Она повесила трубку на рычаг.
— Спокойной ночи, дорогой, — сказала она еще раз, тихим голосом, одна, в холодном гостиничном номере.
«Сердце, значит. Ей стало плохо, — подумал Гайгерн, с трудом уловивший смысл быстрых французских слов. — И поэтому она прикатила сюда в самое неподходящее время. Да, выглядит она не слишком хорошо… Ну, ладно. Сейчас мадам ляжет спать, и тогда, будем надеяться, я смогу наконец откланяться. Только не суетиться». Он осторожно сделал шаг на балкон и посмотрел вниз. Оба синих болвана уселись на стеклянной крыше и держали совет. Они повесили себе на грудь маленькие фонарики и, по-видимому, собирались работать всю ночь. Мысль о сигаретах становилась для Гайгерна чем-то вроде навязчивой идеи. Он глубоко вдохнул пропахшего бензином сырого воздуха. Тем временем Грузинская подошла к тройному зеркалу над туалетным столиком, где стоял пустой саквояжик. В груди Гайгерна громко застучало сердце. Но Грузинская отодвинула саквояжик в сторону, даже не взглянув на него, включила лампочку над зеркалом и, схватившись руками за раму, приблизилась к зеркалу так, словно хотела в него броситься. Во внимательности, с которой она изучала свое лицо, было что-то беспокойное, жадное и жутковатое. «Странные создания эти женщины, — подумал Гайгерн, глядевший на нее сквозь занавеску. — Абсолютно непостижимые создания! Что такого она увидела в зеркале, почему лицо у нее вдруг сделалось таким жестоким?»

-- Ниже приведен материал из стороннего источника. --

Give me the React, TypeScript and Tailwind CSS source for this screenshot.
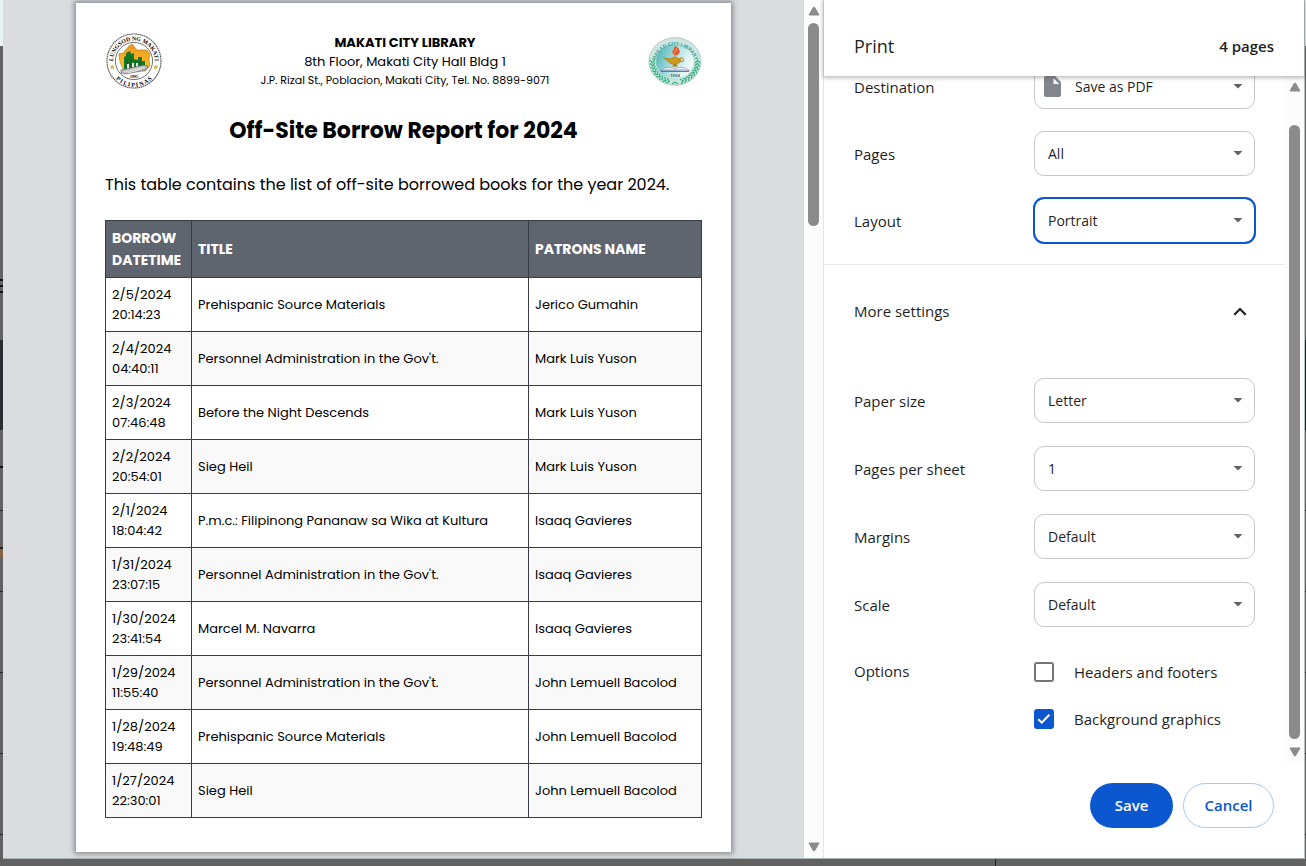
import React, { useState } from "react";

type Borrow = { date: string; time: string; title: string; patron: string };

const borrows: Borrow[] = [
  { date: "2/5/2024", time: "20:14:23", title: "Prehispanic Source Materials", patron: "Jerico Gumahin" },
  { date: "2/4/2024", time: "04:40:11", title: "Personnel Administration in the Gov't.", patron: "Mark Luis Yuson" },
  { date: "2/3/2024", time: "07:46:48", title: "Before the Night Descends", patron: "Mark Luis Yuson" },
  { date: "2/2/2024", time: "20:54:01", title: "Sieg Heil", patron: "Mark Luis Yuson" },
  { date: "2/1/2024", time: "18:04:42", title: "P.m.c.: Filipinong Pananaw sa Wika at Kultura", patron: "Isaaq Gavieres" },
  { date: "1/31/2024", time: "23:07:15", title: "Personnel Administration in the Gov't.", patron: "Isaaq Gavieres" },
  { date: "1/30/2024", time: "23:41:54", title: "Marcel M. Navarra", patron: "Isaaq Gavieres" },
  { date: "1/29/2024", time: "11:55:40", title: "Personnel Administration in the Gov't.", patron: "John Lemuell Bacolod" },
  { date: "1/28/2024", time: "19:48:49", title: "Prehispanic Source Materials", patron: "John Lemuell Bacolod" },
  { date: "1/27/2024", time: "22:30:01", title: "Sieg Heil", patron: "John Lemuell Bacolod" },
];

function CitySeal() {
  return (
    <svg viewBox="-1 0 57 57" className="size-[57px] shrink-0" role="img" aria-label="City seal">
      <defs>
        <path id="seal-top" d="M7.2 31.5A21 21 0 1 1 48.8 31.5" />
        <path id="seal-bottom" d="M3.6 33A24.7 24.7 0 0 0 52.4 33" />
        <linearGradient id="seal-land" x1="0" y1="0" x2="0" y2="1">
          <stop offset="0" stopColor="#f0941c" />
          <stop offset="1" stopColor="#fcca2c" />
        </linearGradient>
      </defs>
      <circle cx="28" cy="28" r="27" fill="#fff" stroke="#555" strokeWidth="1.1" strokeDasharray="1.6 .5" />
      <circle cx="28" cy="28" r="18.6" fill="#fff" stroke="#333" strokeWidth=".7" />
      <path d="M13 21l4-1 6-7 3-2 5 6 10 0 3 4-1 5 1 7-5 5-21 0-4-9-1-6z" fill="url(#seal-land)" stroke="#8b6a20" strokeWidth=".5" />
      <path d="M18 24l2-1v-3l4-2 1 3 3-1v6l4 1v-3l4 0v4l3 0v6l-21 3z" fill="#147a2a" />
      <path d="M21 26v10M25 24v12M30 28v8M34 28v7" stroke="#0a4a16" strokeWidth=".8" />
      <path d="M21 31h2v6h-2zM26 30h2v6h-2zM30 30h2v5h-2z" fill="#f2f2ea" />
      <path d="M15 37l23-5 4 1-2 4-20 4-5-1z" fill="#bbb" stroke="#555" strokeWidth=".6" />
      <path d="M18 39l21-5M22 40l14-4" stroke="#eee" strokeWidth=".8" />
      <path d="M6.3 32.2l.6 1.2 1.3.1-1 .9.3 1.3-1.2-.7-1.2.7.3-1.3-1-.9 1.3-.1zM49.7 32.2l.6 1.2 1.3.1-1 .9.3 1.3-1.2-.7-1.2.7.3-1.3-1-.9 1.3-.1z" fill="#e5c22f" stroke="#b9961c" strokeWidth=".5" />
      <text fontSize="4" fontWeight="700" textAnchor="middle" x="28" y="44.6" fontFamily="Liberation Serif, serif">1995</text>
      <text fontSize="5.8" fontWeight="700" textAnchor="middle" fontFamily="Liberation Serif, serif">
        <textPath href="#seal-top" startOffset="50%">LUNGSOD NG MAKATI</textPath>
      </text>
      <text fontSize="6" fontWeight="700" textAnchor="middle" fontFamily="Liberation Serif, serif">
        <textPath href="#seal-bottom" startOffset="50%">P I L I P I N A S</textPath>
      </text>
    </svg>
  );
}

// Leaf positions follow the lower rim of the badge, as angles in degrees.
const leafAngles = [0, 9, 18, 27, 36, 45, 54, 63, 72];

function LibrarySeal() {
  const leaves = leafAngles.flatMap((a) => [a, 180 - a]);
  return (
    <svg viewBox="0 0 54 50" className="h-[50px] w-[54px] shrink-0" role="img" aria-label="Library seal">
      <defs>
        <path id="lib-top" d="M7.2 23A20.4 19.3 0 0 1 46.8 23" />
        <linearGradient id="lib-disc" x1="0" y1="0" x2="1" y2=".4">
          <stop offset="0" stopColor="#3fadae" />
          <stop offset=".6" stopColor="#b5e3e3" />
          <stop offset="1" stopColor="#f4fbfb" />
        </linearGradient>
      </defs>
      <ellipse cx="27" cy="24.5" rx="26" ry="23.8" fill="#cde6e2" stroke="#b9c8c6" strokeWidth="1" />
      <ellipse cx="27" cy="24.5" rx="19" ry="17.6" fill="url(#lib-disc)" stroke="#8fcfcb" strokeWidth=".5" />
      {leaves.map((a) => {
        const r = (a * Math.PI) / 180;
        const x = 27 + 22.6 * Math.cos(r);
        const y = 24.5 + 20.6 * Math.sin(r);
        return (
          <g key={a} transform={`translate(${x} ${y}) rotate(${a})`}>
            <path d="M-2.4 1.5L0 -1.3L2.4 1.5" fill="none" stroke="#35b380" strokeWidth="1.3" />
          </g>
        );
      })}
      <path d="M24 47l3-1.8 3 1.8" fill="none" stroke="#35b380" strokeWidth="1.1" />
      <path d="M27 18.5c-4-2-3-5-1-6-1-2 1-3 2-4 0 2 3 2 3 4s1 1 1 1c0 3-2 5-5 5z" fill="#df5f33" />
      <path d="M26 17c0-3 3-3 3-6" fill="none" stroke="#f7a36f" strokeWidth=".8" />
      <path d="M15 20.5c4 1 6 1 8 1l4-2 4 2 2 1c0 3-3 4-4 5h-4c-4-1-5-4-10-7z" fill="#cf9a1c" stroke="#946808" strokeWidth=".4" />
      <circle cx="33.5" cy="22.8" r="2" fill="none" stroke="#b78212" strokeWidth="1" />
      <path d="M24 29.5l3-2.5 3 2.5z" fill="#a5700d" />
      <path d="M12.5 33.5c6-4 11-4 14.500-1 4-3 9-3 14.500 1-6-1-11-1-14.500 0-4-1-9-1-14.500 0z" fill="#f5f3fb" stroke="#7b6fa8" strokeWidth=".5" />
      <path d="M13 34.300h28" stroke="#4c62ad" strokeWidth="1.1" />
      <text x="27" y="40" fontSize="4.300" fontWeight="700" textAnchor="middle" fill="#50686b" fontFamily="Liberation Sans, sans-serif">1994</text>
      <text fontSize="4.800" fontWeight="700" textAnchor="middle" fill="#3a9f90" fontFamily="Liberation Sans, sans-serif">
        <textPath href="#lib-top" startOffset="50%">MAKATI CITY LIBRARY</textPath>
      </text>
    </svg>
  );
}

function ScrollArrow({ down = false }: { down?: boolean }) {
  return (
    <svg viewBox="0 0 12 10" className="h-2.5 w-3 shrink-0" aria-hidden="true">
      <path
        d={down ? "M1 1h10L6.7 8.6Q6 9.5 5.3 8.6Z" : "M1 9h10L6.7 1.4Q6 .5 5.3 1.4Z"}
        fill="#8b8b8b"
        stroke="#8b8b8b"
        strokeLinejoin="round"
      />
    </svg>
  );
}

function ReportPage() {
  return (
    <article className="mx-auto mt-[3px] mb-1.5 flex w-full max-w-[655px] flex-col bg-white px-[29px] pt-[30px] pb-[34px] font-[Poppins,Inter,sans-serif] text-black shadow-[0_0_5px_2px_rgba(60,64,67,0.5)]">
      <header className="flex items-center justify-between">
        <CitySeal />
        <div className="text-center leading-[19px]">
          <p className="text-[13px] font-bold">MAKATI CITY LIBRARY</p>
          <p className="text-[13px]">8th Floor, Makati City Hall Bldg 1</p>
          <p className="text-[11px] leading-[19px]">J.P. Rizal St., Poblacion, Makati City, Tel. No. 8899-9071</p>
        </div>
        <LibrarySeal />
      </header>
      <h1 className="mt-[25px] text-center text-[22px] leading-8 font-bold">Off-Site Borrow Report for 2024</h1>
      <p className="mt-6 text-base leading-7">This table contains the list of off-site borrowed books for the year 2024.</p>
      <table className="mt-[21px] w-full table-fixed border-collapse text-left text-[13px] leading-5">
        <colgroup>
          <col className="w-[86px]" />
          <col />
          <col className="w-[173px]" />
        </colgroup>
        <thead>
          <tr className="h-[57px] bg-[#5f656f] text-sm leading-[22px] text-white">
            <th className="border border-[#393c46] px-1.5 font-bold">BORROW DATETIME</th>
            <th className="border border-[#393c46] px-1.5 font-bold">TITLE</th>
            <th className="border border-[#393c46] px-1.5 font-bold">PATRONS NAME</th>
          </tr>
        </thead>
        <tbody>
          {borrows.map((b) => (
            <tr key={b.date} className="h-[54px] even:bg-[#f9f9f9]">
              <td className="border border-[#393c46] px-1.5">
                {b.date}
                <br />
                {b.time}
              </td>
              <td className="border border-[#393c46] px-1.5">{b.title}</td>
              <td className="border border-[#393c46] px-1.5">{b.patron}</td>
            </tr>
          ))}
        </tbody>
      </table>
    </article>
  );
}

function SelectRow({
  label,
  options,
  tall = false,
  focused = false,
  icon,
}: {
  label: string;
  options: string[];
  tall?: boolean;
  focused?: boolean;
  icon?: React.ReactNode;
}) {
  const id = label.toLowerCase().replace(/ /g, "-");
  return (
    <div className={`flex items-center pr-[30px] pl-[30px] ${tall ? "h-[68px]" : "h-[67px]"}`}>
      <label htmlFor={id} className="w-[180px] shrink-0 pt-0.5">
        {label}
      </label>
      <div className="relative flex-1">
        <select
          id={id}
          className={`block h-[45px] w-full appearance-none rounded-[10px] border bg-white pr-8 text-[14px] ${icon ? "pl-10" : "pl-[13px]"} ${
            focused ? "border-[#0b57d0] outline-2 -outline-offset-1 outline-[#0b57d0]" : "border-[#c7c7c7] outline-none"
          }`}
        >
          {options.map((o) => (
            <option key={o}>{o}</option>
          ))}
        </select>
        {icon}
        <svg viewBox="0 0 10 5" className="pointer-events-none absolute top-5 right-3 h-[5px] w-2.5" aria-hidden="true">
          <path d="M.5 0h9L5 4.6z" fill="#5f6368" />
        </svg>
      </div>
    </div>
  );
}

const fileIcon = (
  <svg viewBox="0 0 17 21" className="pointer-events-none absolute top-3 left-2.5 h-[21px] w-[17px]" aria-hidden="true">
    <path d="M2 0h9l6 6v13a2 2 0 0 1-2 2H2a2 2 0 0 1-2-2V2a2 2 0 0 1 2-2zm7.500 2v6h5.700z" fill="#80868b" fillRule="evenodd" />
  </svg>
);

function Tick({ label, checked, onChange }: { label: string; checked: boolean; onChange: () => void }) {
  return (
    <label className="flex h-[47px] items-center gap-5">
      <span className="relative flex size-5 shrink-0">
        <input
          type="checkbox"
          checked={checked}
          onChange={onChange}
          className="size-5 appearance-none rounded-[3px] border-2 border-[#757575] checked:border-[#0b57d0] checked:bg-[#0b57d0]"
        />
        {checked && (
          <svg viewBox="0 0 20 20" className="pointer-events-none absolute inset-0" fill="none" stroke="#fff" strokeWidth="2" aria-hidden="true">
            <path d="M4.2 10.2l3.6 3.5 7.6-8" />
          </svg>
        )}
      </span>
      <span className="pt-0.5">{label}</span>
    </label>
  );
}

function Settings() {
  const [headers, setHeaders] = useState(false);
  const [graphics, setGraphics] = useState(true);
  return (
    <aside className="flex w-[481px] shrink-0 flex-col border-l border-[#e5e5e5] bg-white font-['Segoe_UI','Open_Sans',sans-serif] text-[15px] text-[#1f1f1f]">
      <header className="relative z-10 flex h-[76px] shrink-0 items-center justify-between bg-white px-[30px] pt-4 shadow-[0_1px_4px_1px_rgba(60,64,67,0.35)]">
        <h2 className="text-lg">Print</h2>
        <span className="font-semibold">4 pages</span>
      </header>
      <div className="flex flex-1 overflow-hidden">
        <div className="flex-1">
          <div className="-mt-[23px]">
            <SelectRow label="Destination" options={["Save as PDF"]} icon={fileIcon} />
            <SelectRow label="Pages" options={["All", "Odd pages only", "Custom"]} />
            <SelectRow label="Layout" options={["Portrait", "Landscape"]} focused />
          </div>
          <button
            type="button"
            aria-expanded="true"
            className="mt-2.5 mb-[9px] flex h-[93px] w-full items-center justify-between border-t border-[#e8e8e8] pr-[38px] pl-[30px]"
          >
            More settings
            <svg viewBox="0 0 14 9" className="h-[9px] w-3.5" fill="none" stroke="#1f1f1f" strokeWidth="2.2" aria-hidden="true">
              <path d="M1.3 7.7L7 2l5.7 5.7" />
            </svg>
          </button>
          <SelectRow label="Paper size" options={["Letter", "A4", "Legal"]} tall />
          <SelectRow label="Pages per sheet" options={["1", "2", "4"]} tall />
          <SelectRow label="Margins" options={["Default", "None", "Minimum"]} tall />
          <SelectRow label="Scale" options={["Default", "Custom"]} tall />
          <fieldset className="flex px-[30px] pt-2.5" aria-labelledby="options-title">
            <span id="options-title" className="flex h-[47px] w-[180px] shrink-0 items-center">
              Options
            </span>
            <div>
              <Tick label="Headers and footers" checked={headers} onChange={() => setHeaders(!headers)} />
              <Tick label="Background graphics" checked={graphics} onChange={() => setGraphics(!graphics)} />
            </div>
          </fieldset>
        </div>
        <div className="flex w-[19px] flex-col items-center bg-[#fcfcfc] py-1.5" aria-hidden="true">
          <ScrollArrow />
          <div className="mt-[33px] mb-2 w-[11px] flex-1 rounded-full bg-[#8b8b8b]" />
          <ScrollArrow down />
        </div>
      </div>
      <footer className="flex justify-end gap-2.5 px-[30px] pt-5 pb-[30px] text-[15px] font-semibold">
        <button type="button" className="h-[45px] w-[83px] rounded-full bg-[#0b57d0] text-white">
          Save
        </button>
        <button type="button" className="h-[45px] w-[91px] rounded-full border border-[#a8c7fa] text-[#0b57d0]">
          Cancel
        </button>
      </footer>
    </aside>
  );
}

export default function App() {
  return (
    <div className="flex min-h-screen flex-col bg-[#626262]">
      <div className="flex flex-1">
        {/* Slice of the dimmed page behind the dialog */}
        <div className="flex w-[3px] shrink-0 flex-col" aria-hidden="true">
          <div className="h-[46px] bg-[#e6f3f1]" />
          <div className="mt-[233px] h-0.5 bg-[#111]" />
          <div className="mt-1 h-0.5 bg-[#111]" />
          <div className="mt-1 h-0.5 bg-[#111]" />
          <div className="mt-[47px] h-[90px] bg-[#292c30]" />
          <div className="mt-9 h-0.5 bg-[#111]" />
          <div className="mt-[42px] h-px bg-[#222]" />
          <div className="mt-9 h-0.5 bg-[#2b2218]" />
          <div className="h-2 bg-[#866444]" />
          <div className="mt-[34px] h-px bg-[#222]" />
          <div className="mt-20 h-px bg-[#222]" />
          <div className="mt-20 h-px bg-[#222]" />
          <div className="mt-20 h-px bg-[#222]" />
        </div>
        <main className="flex min-w-0 flex-1 border-b border-[#a9b3b1] bg-[#dadce0]">
          <div className="flex min-w-0 flex-1">
            <ReportPage />
          </div>
          <div className="flex w-[19px] shrink-0 flex-col items-center bg-[#fcfcfc] py-1.5" aria-hidden="true">
            <ScrollArrow />
            <div className="mt-[7px] mb-auto h-[203px] w-[11px] rounded-full bg-[#8b8b8b]" />
            <ScrollArrow down />
          </div>
          <Settings />
        </main>
        <div className="flex w-0.5 shrink-0 flex-col border-l border-[#b9c4c2]" aria-hidden="true">
          <div className="h-[46px] bg-[#e6f3f1]" />
          <div className="mt-[294px] h-[90px] bg-[#1c1f22]" />
          <div className="mt-20 h-px bg-[#222]" />
          <div className="mt-20 h-px bg-[#222]" />
          <div className="mt-20 h-px bg-[#222]" />
          <div className="mt-20 h-px bg-[#222]" />
          <div className="mt-20 h-px bg-[#222]" />
        </div>
      </div>
      <div className="flex h-[7px] shrink-0 justify-end pr-[310px]" aria-hidden="true">
        <div className="w-px bg-[#222]" />
      </div>
    </div>
  );
}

Сам он видел лишь красивую женщину — она была красива, вне всякого сомнения, очень красива, несмотря на размазавшийся по лицу грим. Особенно затылок. Дважды отраженный боковыми зеркалами, он отличался несравненной нежностью и изысканностью линий. Грузинская смотрела на себя как на лютого врага. Она с ненавистью смотрела на следы, оставленные временем, морщины, дряблую кожу, усталые, увядшие черты. Виски уже немного ввалились, уголки губ опущены книзу, веки под слоем синего грима иссечены мелкими морщинками и походят на смятую шелковую бумагу. Грузинская смотрела на себя долго, и ее снова начал бить озноб, еще сильнее, чем тогда, на улице. Она попыталась стиснуть зубы, но дрожь не унималась. Она метнулась к двери, повернула выключатель и погасила холодный свет люстры, зажгла торшер. Но теплее от этого не стало. Нетерпеливо и порывисто она освободилась от костюма, бросила его на пол и, оставшись в одном трико, подошла к батарее парового отопления, прижалась к выкрашенным серой краской трубам. Она не раздумывала о том, что делает, она искала тепла. «Хватит, — думала она. — Хватит. Никогда больше. Кончено. Хватит». Она дрожащими губами шептала на нескольких языках слова, означавшие неотвратимый конец. Потом прошла в ванную, сняла балетное трико, подставила руки под струю горячей воды. Вода текла на выступившие вены, пока руки не заныли от боли. Схватив губку, она принялась растирать плечи и вдруг бросила все, вернулась в комнату и сняла трубку телефона. Губы у нее так дрожали, что она не сразу смогла заговорить.